The dam operators gradually moved the percentage up from 30 to 40 percent over a 10-day period. The 40-60 percentage ratio will be maintained until about the first of November, when cooler weather will have cooled surface temperatures at Lake Billy Chinook. That means that the same total amount of cool, deep water will be used. But more will be concentrated in the warmer month of August.


Starting in November and throughout the winter, withdrawal will be concentrated from the surface so additional dense cool water can be accumulated through the winter in the bottom of the reservoir to aid water temperature management of the lower Deschutes during the summer of 2011.

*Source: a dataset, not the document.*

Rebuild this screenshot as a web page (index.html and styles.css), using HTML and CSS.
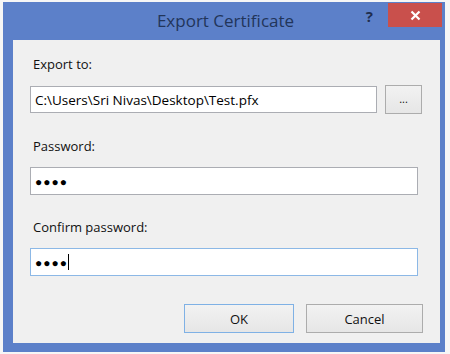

There was a bit of a shift in water temperature at the Madras gauge a few miles downstream of the dam from about 59 degrees in early August to a low of 56.6 degrees early this week.


"If you release cold water it gets down to the mouth," French said. The impact is, however, diminished by the time the water flows 100 miles down through high country canyons in the summertime. One estimate is that a cooling of the Round Butte releases by one degree F results in a lowering of the temperature at the river mouth of about one-quarter of a degree.